Saturday, January 17, 2009

A New Era in Green Contemporary Lighting

Designer Tejo Remy is hot and so are his lighting designs. The Dutch designer, Droog, features many of Remy's designs around the world, giving a designer lighting crowd an artful experience with illuminating excellence. Always focused on the permeable boundaries of sustainable design, Remy proves that reclaimed and everyday materials can indeed delight us to reduce, reuse and recycle.

Remy's Milk Bottle light is reminiscent of the Dutch 50s when a case of milkbottles were delivered to homes. Plastic reusable shades provide the right amount of soothing light for hanging in a home or use for display in today's museums. A symmetrical grouping of twelve or singularly, these uncanny modern chandeliers can be used overhead or inches from the floor. Also popular in restaurants and commercial buildings, the creative expertise of old and new come together to form a delightful change.

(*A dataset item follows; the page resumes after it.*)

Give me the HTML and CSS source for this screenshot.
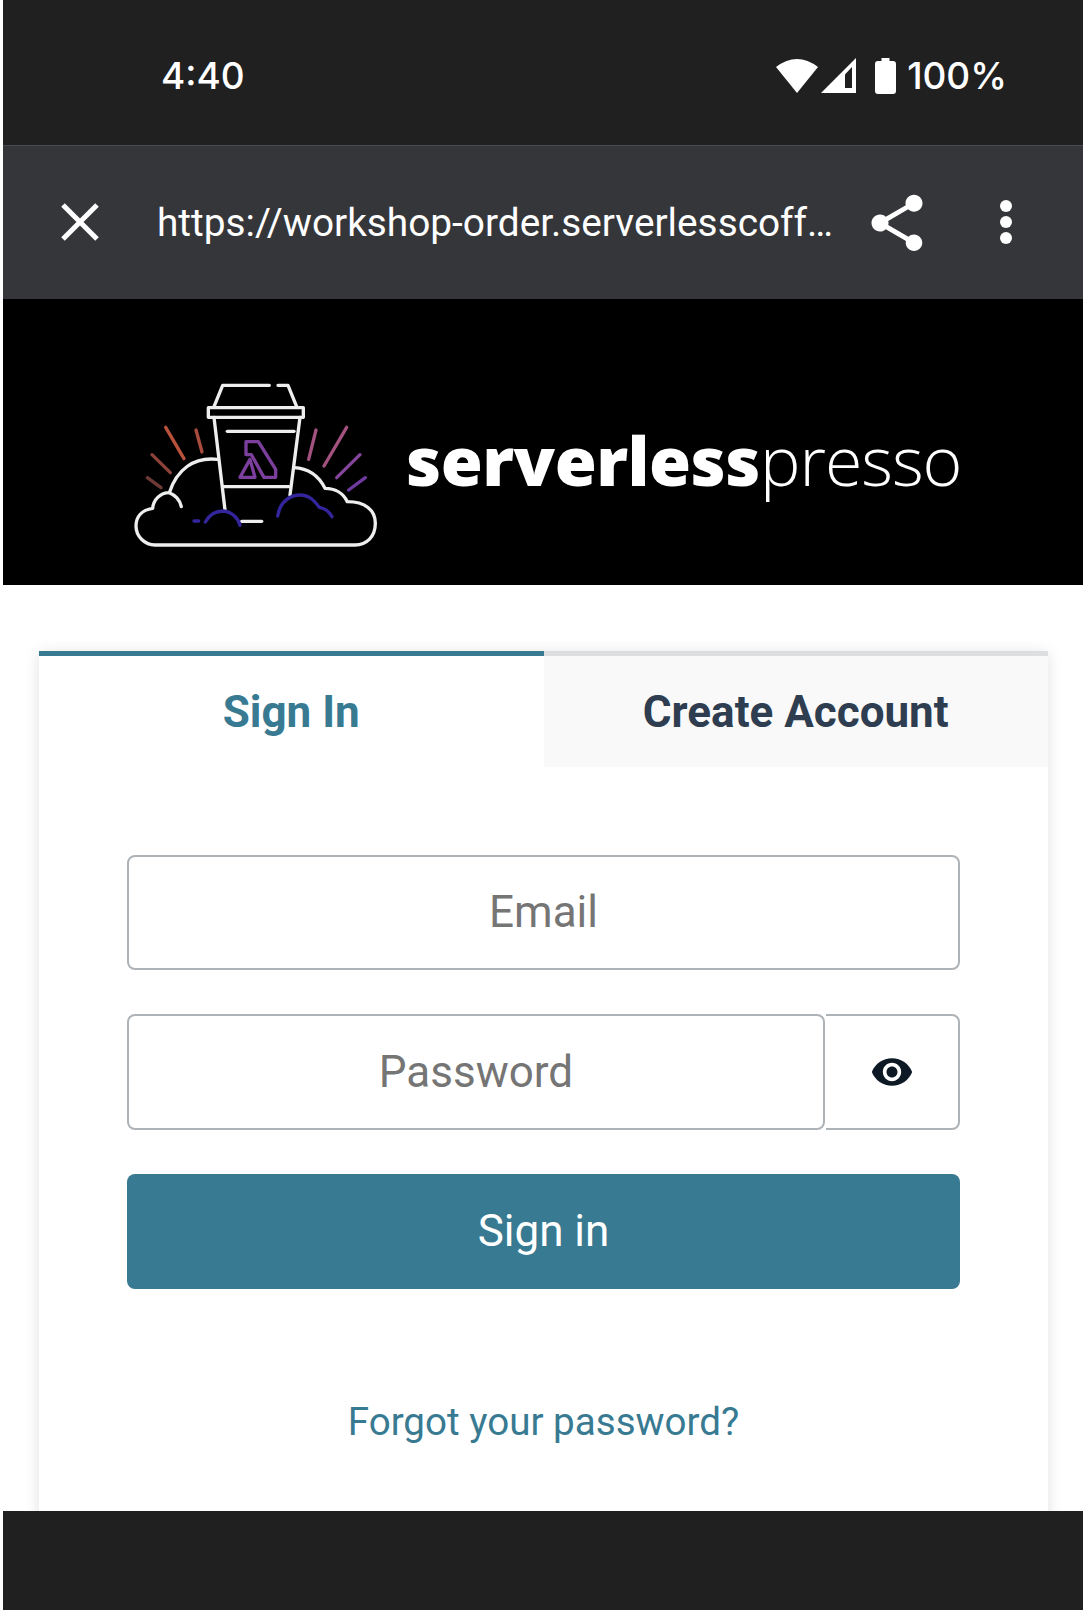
FILE: index.html
```html
<!DOCTYPE html>
<html>

<head lang="en">
    <meta charset="UTF-8">
    <meta name="viewport" content="width=device-width, initial-scale=1.0">
    <title>Serverlesspresso</title>
    <link rel="stylesheet" href="styles.css">
</head>

<body>
    <div class="phone">
        <!-- status bar -->
        <div class="status-bar">
            <span class="clock">4:40</span>
            <div class="status-icons">
                <svg class="wifi" width="42" height="34" viewBox="0 0 42 34">
                    <path d="M21 34 L0 8 Q21 -8 42 8 Z" fill="#fff" />
                </svg>
                <svg class="signal" width="35" height="35" viewBox="0 0 35 35">
                    <path d="M35 0 V35 H0 Z" fill="#fff" />
                    <path d="M31 9 V30 H24 V16.5 Z" fill="#202020" />
                </svg>
                <svg class="battery" width="21" height="36" viewBox="0 0 21 36">
                    <path d="M6.5 0 H14.5 V3 H18 Q21 3 21 6 V33 Q21 36 18 36 H3 Q0 36 0 33 V6 Q0 3 3 3 H6.5 Z" fill="#fff" />
                </svg>
                <span class="percent">100%</span>
            </div>
        </div>

        <!-- browser toolbar -->
        <div class="toolbar">
            <svg class="close-icon" width="38" height="38" viewBox="0 0 38 38">
                <path d="M2 2 L36 36 M36 2 L2 36" stroke="#fff" stroke-width="5" fill="none" />
            </svg>
            <span class="url">https://workshop-order.serverlesscoff…</span>
            <svg class="share-icon" width="68" height="68" viewBox="0 0 24 24">
                <path d="M18 16.08c-.76 0-1.44.3-1.96.77L8.91 12.7c.05-.23.09-.46.09-.7s-.04-.47-.09-.7l7.05-4.11c.54.5 1.25.81 2.04.81 1.66 0 3-1.34 3-3s-1.34-3-3-3-3 1.34-3 3c0 .24.04.47.09.7L8.04 9.81C7.5 9.31 6.79 9 6 9c-1.66 0-3 1.34-3 3s1.34 3 3 3c.79 0 1.5-.31 2.04-.81l7.12 4.16c-.05.21-.08.43-.08.65 0 1.61 1.31 2.92 2.92 2.92s2.92-1.31 2.92-2.92-1.31-2.92-2.92-2.92z" fill="#fff" />
            </svg>
            <div class="dots">
                <span></span>
                <span></span>
                <span></span>
            </div>
        </div>

        <!-- logo banner -->
        <div class="banner">
            <svg class="logo" width="290" height="200" viewBox="0 0 870 600" fill="none" stroke-linecap="round" stroke-linejoin="round">
                <g stroke="#eee" stroke-width="10">
                    <!-- lid -->
                    <path d="M312 140 L338 76 H478 M504 76 H534 L560 140" />
                    <path d="M295 143 H580 V172 H295 Z" />
                    <!-- cup -->
                    <path d="M312 172 L345 450 M570 172 L540 405" />
                    <path d="M352 214 H552" />
                    <path d="M338 380 H536" />
                    <path d="M395 484 H455" />
                    <!-- cloud -->
                    <path d="M322 298 C250 290 200 330 178 398 C150 398 130 420 128 445 C95 450 78 470 78 498 C78 530 105 555 135 555 H735 C770 555 796 530 796 490 C796 450 765 425 712 425 C700 400 675 385 645 385 C625 345 590 325 552 323" />
                    <path d="M178 398 C195 405 210 420 214 440" />
                </g>
                <!-- lambda -->
                <g stroke="#7d3f9e" stroke-width="10">
                    <path d="M408 245 H445 L497 328 V352 H462 L424 284 H408 Z" />
                    <path d="M420 298 L390 352 H435 Z" />
                </g>
                <!-- blue cloud lines -->
                <g stroke="#33259c" stroke-width="10">
                    <path d="M286 486 C300 460 320 453 340 453 C365 455 385 475 390 496" />
                    <path d="M252 483 H266" />
                    <path d="M503 468 C510 425 540 405 570 405 C600 405 615 425 628 442 C645 445 658 455 666 470" />
                </g>
                <!-- rays -->
                <g stroke-width="10">
                    <path d="M167 202 L222 296" stroke="#b9523a" />
                    <path d="M258 210 L276 276" stroke="#a94c3e" />
                    <path d="M126 284 L181 338" stroke="#8d4238" />
                    <path d="M112 353 L153 383" stroke="#6f3a35" />
                    <path d="M618 210 L596 298" stroke="#a3527f" />
                    <path d="M710 202 L642 318" stroke="#a3527f" />
                    <path d="M750 284 L680 353" stroke="#84459b" />
                    <path d="M766 353 L716 390" stroke="#6f3aa0" />
                </g>
            </svg>
            <div class="wordmark"><b>serverless</b><span>presso</span></div>
        </div>

        <!-- sign in card -->
        <div class="content">
            <div class="card">
                <div class="tabs">
                    <div class="tab active">Sign In</div>
                    <div class="tab">Create Account</div>
                </div>
                <form class="form">
                    <div class="field">Email</div>
                    <div class="password-row">
                        <div class="field password">Password</div>
                        <div class="eye-btn">
                            <svg width="44" height="44" viewBox="0 0 24 24">
                                <path d="M12 4.5C7 4.5 2.73 7.61 1 12c1.73 4.39 6 7.5 11 7.5s9.27-3.11 11-7.5c-1.73-4.39-6-7.5-11-7.5zM12 17c-2.76 0-5-2.24-5-5s2.24-5 5-5 5 2.24 5 5-2.24 5-5 5zm0-8c-1.66 0-3 1.34-3 3s1.34 3 3 3 3-1.34 3-3-1.34-3-3-3z" fill="#0d1a26" />
                            </svg>
                        </div>
                    </div>
                    <div class="submit">Sign in</div>
                </form>
                <a class="forgot" href="#">Forgot your password?</a>
            </div>
        </div>

        <!-- nav bar -->
        <div class="nav-bar"></div>
    </div>
</body>

</html>
```

FILE: styles.css
```css
* {
    margin: 0;
    padding: 0;
    box-sizing: border-box;
}

body {
    background-color: #fff;
    font-family: Roboto, "Liberation Sans", sans-serif;
}

.phone {
    height: 1610px;
    padding-left: 3px;
    display: flex;
    flex-direction: column;
    overflow: hidden;
}

.status-bar {
    height: 145px;
    flex-shrink: 0;
    background-color: #202020;
    color: #fff;
    display: flex;
    align-items: center;
    justify-content: space-between;
    padding: 6px 76px 0 158px;
}

.clock {
    font-family: Inter, sans-serif;
    font-size: 37px;
    font-weight: 500;
}

.status-icons {
    display: flex;
    align-items: center;
}

.wifi {
    margin-right: 3px;
}

.battery {
    margin: 0 11px 0 19px;
}

.percent {
    font-family: Inter, sans-serif;
    font-size: 37px;
    font-weight: 500;
}

.toolbar {
    height: 154px;
    flex-shrink: 0;
    background-color: #35363a;
    border-top: 1px solid #4a4b4e;
    display: flex;
    align-items: center;
    padding-left: 58px;
}

.close-icon {
    margin-bottom: 1px;
}

.url {
    width: 675px;
    margin-left: 58px;
    color: #fff;
    font-size: 38.8px;
    white-space: nowrap;
}

.share-icon {
    margin-left: 31px;
}

.dots {
    margin-left: 69px;
    margin-bottom: 2px;
    display: flex;
    flex-direction: column;
    gap: 4px;
}

.dots span {
    width: 12px;
    height: 12px;
    border-radius: 50%;
    background-color: #fff;
}

.banner {
    height: 286px;
    flex-shrink: 0;
    background-color: #000;
    display: flex;
    align-items: center;
    padding: 36px 0 0 107px;
}

.logo {
    filter: blur(0.7px);
}

.wordmark {
    margin-left: 6px;
    color: #fff;
    font-family: "Open Sans", sans-serif;
    font-size: 68px;
    line-height: 1;
    white-space: nowrap;
    filter: blur(0.5px);
}

.wordmark b {
    font-weight: 800;
    letter-spacing: -0.5px;
}

.wordmark span {
    font-weight: 300;
    letter-spacing: -1px;
}

.content {
    flex: 1;
    min-height: 0;
    padding: 66px 35px 0 36px;
    overflow: hidden;
}

.card {
    height: 900px;
    background-color: #fff;
    box-shadow: 0 2px 14px rgba(0, 0, 0, 0.12);
}

.tabs {
    display: flex;
}

.tab {
    flex: 1;
    height: 116px;
    background-color: #f9f9f9;
    border-top: 5px solid #dcdee0;
    color: #2e3d50;
    font-size: 44px;
    font-weight: 700;
    display: flex;
    align-items: center;
    justify-content: center;
}

.tab.active {
    background-color: #fff;
    border-top-color: #387a91;
    color: #387a91;
}

.form {
    padding: 88px 88px 0;
    display: flex;
    flex-direction: column;
    gap: 44px;
}

.field {
    height: 115px;
    padding-bottom: 2px;
    border: 2px solid #aeb3b7;
    border-radius: 8px;
    color: #757575;
    font-size: 44px;
    display: flex;
    align-items: center;
    justify-content: center;
}

.password-row {
    height: 116px;
    display: flex;
}

.password {
    flex: 1;
    height: 116px;
    padding-bottom: 0;
}

.eye-btn {
    width: 134px;
    margin-left: 1px;
    border: 2px solid #aeb3b7;
    border-left: none;
    border-radius: 0 8px 8px 0;
    display: flex;
    align-items: center;
    justify-content: center;
}

.submit {
    height: 115px;
    padding-bottom: 1px;
    border-radius: 8px;
    background-color: #387a91;
    color: #fff;
    font-size: 44px;
    display: flex;
    align-items: center;
    justify-content: center;
}

.forgot {
    display: block;
    margin-top: 110px;
    text-align: center;
    color: #387a91;
    font-size: 38.6px;
    text-decoration: none;
}

.nav-bar {
    height: 99px;
    flex-shrink: 0;
    background-color: #202020;
}
```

Fifteen year old Droog has been making a difference with green innovative products in style and purpose and was once again a popular choice at this year's 'A Touch of Green', held in Milan. A company demanding a change without compromising style, Droog is based in Amsterdam but has independent designers as well as clients all over the world.

Soliciting only the best of new, young designers, another example of excellence is Droog's Rody Graumans. Graumans' 85 Lamps Chandelier has been highlighted in many museums, restaurants and commercial buildings and is included as a permanent collection piece at The San Francisco Museum of Modern Art. 85 individual bulbs,using 15-watts each, drop from a jumbled bundle of black cords and sockets, creating a sensational array of beauty and light. Only an artist as Graumans could transform such beauty from these materials, an ingenuity that Droog demands.

Creative in everything he touches, Arian Brekveld, designer, has a background in environmental and industrial projects and brings to Droog the Soft Hanging Lamp. By utilizing the old fashioned PVC drip method, he molds the traditional lamp into a soft, flexible globe for safety and beauty. Hanging blissfully from a matching cord, the plastics mesh as one to present a binded marriage and to make one wonder, 'how do they do that'?

Illuminating the way into a green future with astounding new talent makes Droog a leader in modern lighting. Having the foresight since 1993 to see a need for change, they are far ahead of many designers in preserving our world with beauty and style.